Last week, I attended the Distinguished Address at UWE Bristol #BristolLectures and heard the CEO of Sustrans, Xavier Brice, speak about the future of transport. As an Electric Car driver myself, I'm really keen to hear about how society (all of us) will need to adapt in future, to do what we need to do, while reducing our carbon output. (I'd like car chargers to be on every petrol station forecourt, at every workplace, every shopping centre.... I know: Dream On, Sugar. But the reason we don't have range anxiety in our fossil fuel cars is just that we know the infrastructure is there for us. We need to do the same for EVs!)
Xavier Brice said that we have designed our cities, living, and work places around a presumption of car ownership for most people. If we think about Sim City for a minute, we know that we tend to gather Residential zones away from Industrial zones, and the same is mostly true in real life. If you are able to walk to work, you'd be in a minority.
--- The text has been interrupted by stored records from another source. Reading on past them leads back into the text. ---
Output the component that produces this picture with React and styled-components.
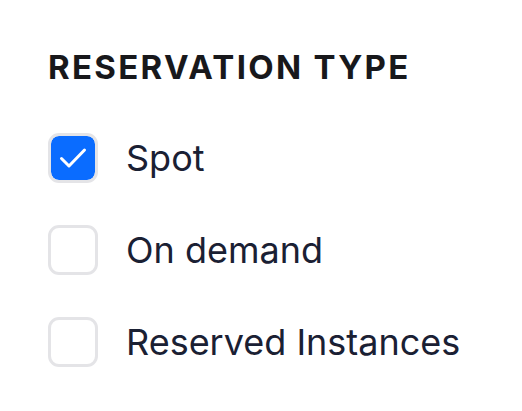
import React, { useState } from 'react';
import styled, { createGlobalStyle } from 'styled-components';

const GlobalStyle = createGlobalStyle`
  body {
    margin: 0;
    background: #ffffff;
    font-family: Inter, "Noto Sans", sans-serif;
  }
`;

const Panel = styled.div`
  padding: 47px 48px;
  display: flex;
  flex-direction: column;
`;

const Title = styled.h2`
  margin: 0 0 46px;
  font-size: 33px;
  font-weight: 700;
  letter-spacing: 0.07em;
  color: #18181b;
  text-transform: uppercase;
  line-height: 40px;
`;

const List = styled.div`
  display: flex;
  flex-direction: column;
  gap: 42px;
`;

const Row = styled.label`
  display: flex;
  align-items: center;
  gap: 28px;
  cursor: pointer;
`;

const Box = styled.span`
  width: 50px;
  height: 50px;
  box-sizing: border-box;
  border-radius: 11px;
  border: 3px solid #e4e4e7;
  background: ${(p) => (p.checked ? '#0a6cff' : '#ffffff')};
  background-clip: padding-box;
  display: flex;
  align-items: center;
  justify-content: center;
  flex-shrink: 0;
`;

const Label = styled.span`
  font-size: 36px;
  color: #1a2033;
  line-height: 50px;
`;

const options = ['Spot', 'On demand', 'Reserved Instances'];

const App = () => {
  const [checked, setChecked] = useState({ Spot: true });
  return (
    <Panel>
      <GlobalStyle />
      <Title>Reservation type</Title>
      <List>
        {options.map((opt) => (
          <Row key={opt} onClick={() => setChecked({ ...checked, [opt]: !checked[opt] })}>
            <Box checked={checked[opt]}>
              {checked[opt] && (
                <svg width="28" height="28" viewBox="0 0 28 28" fill="none">
                  <path d="M2.5 14.5L10 22L25.5 6" stroke="#fff" strokeWidth="3" strokeLinecap="round" strokeLinejoin="round" />
                </svg>
              )}
            </Box>
            <Label>{opt}</Label>
          </Row>
        ))}
      </List>
    </Panel>
  );
};

export default App;
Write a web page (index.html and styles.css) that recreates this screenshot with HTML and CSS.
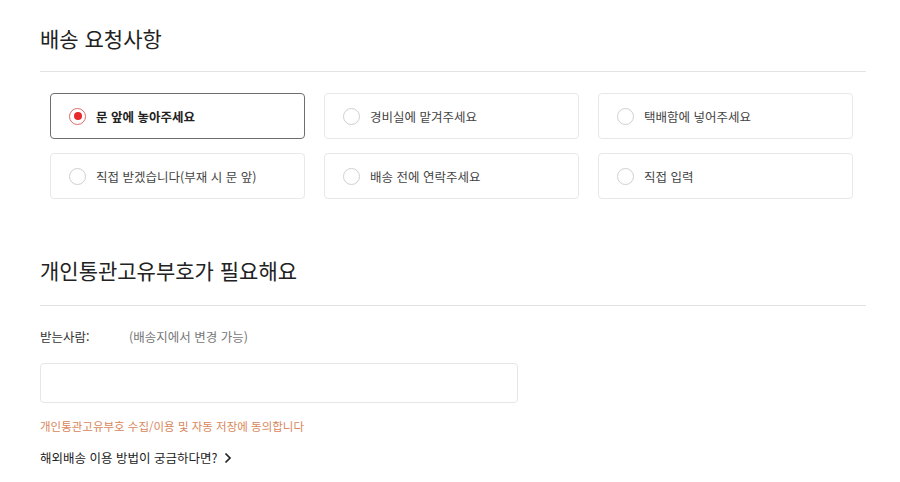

And no, not everyone can work from home. Nurses, for instance.
But electric cars, he said, are... just changing the horse feed.
You still have the same number of horses. He showed us a picture of a traffic jam, and said, if these were EVs we'd still have the jam, but with less fumes. Driverless cars? Same jam, fewer steering wheels.
So, what's the answer?
I think, it's partly in Psychology. There are some journeys that we could make by public transport, but don't - because (insert your reason here: it's more expensive. It will take a bit longer. I'm worried about germs. Or, I just don't, and I don't like my thinking challenged, thank you.) By the way, I'm not arguing that there are some journeys we really need a car for; there are lots of good reasons why that's sometimes true. I'm thinking more about the journeys where there is a public transport alternative, but we don't use it.
His view - we need to redesign our towns and cities. He gave us an example of a project in Melbourne, creating communities where homes, jobs, retail and green spaces are all within a mile of each other - encouraging walking and cycling. Sounds Utopian, doesn't it?
But what about now? We've got legions of problems to solve - property prices being unaffordable in our town centres, partly due to "buy to let" or even perhaps "buy to launder foreign money". A lack of truly affordable homes being built. Public transport run for profit or on commercial, rather than social, principles (Dr Beeching, I'm looking at you). And, are we really going to be able to redesign our built environment?
Well, maybe. If we can get the Psychology right. Let's consider ourselves challenged!